Sitting up, late into the night, cross-legged, in pain, avoiding comfort like the plague so as not to be taken by sleep,
where he would be waiting like a sinister dragon, smoldering in his realm of evil and emptiness.
She had pills for her troubles,
prescribed by doctors who knew little about her real troubles.
One in the morning and one at night.
One for the endless head pain which would cause her to collapse into a state of immobility,
and purge of everything in her stomach for days on end.
She was convinced that she had taken on the tumor, which had killed her father.
In the midst of the excruciating pain, she wished it,
begged for it to be true.
She was in early grade school then.
The ghosts she shared her life with were not the haunting kind.
No, they did not rattle chains or move soup cans across counters.
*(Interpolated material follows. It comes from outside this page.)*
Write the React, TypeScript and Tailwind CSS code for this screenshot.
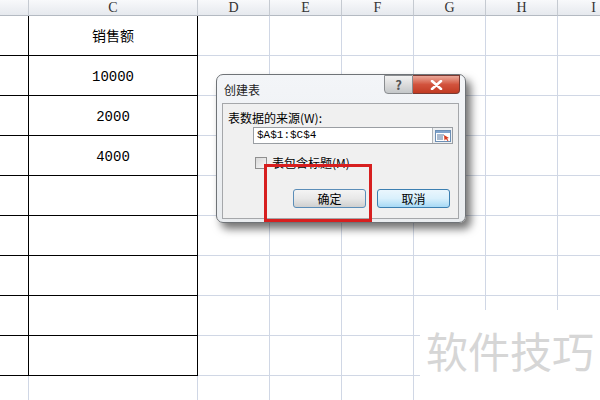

They did not leave cold spots on floors or rise like mist over mossy glens.
Her ghosts followed her inside of her mind and brought her sleepless nights and tortured days
where distractions like tree frogs climbing effortlessly up glass panels were barely enough to protect her from the real people of the world who would see her fear and her pain and contribute, gladly, to it.
They would, these ghosts, mock her in her sleep,
and if she did not sleep they would mock her on the streets,
on the buses,
in the classrooms,
in the mirror.
Collapsing, shutting down, succumbing.
Joining forces with, medicating, hospitalizing.
Seeking a higher power to combat the enemy.
Even though He watched her as she writhed in pain, begging to be taken.
Pleading with Him, in desperate tears, to end the torture, the agony.
Not understanding why and what she did to deserve such punishment.
Seeking a higher power to exterminate the ghosts.
The ghosts that did not rattle chains, move soup cans across counters, leave cold spots on floors or rise like mist over mossy glens.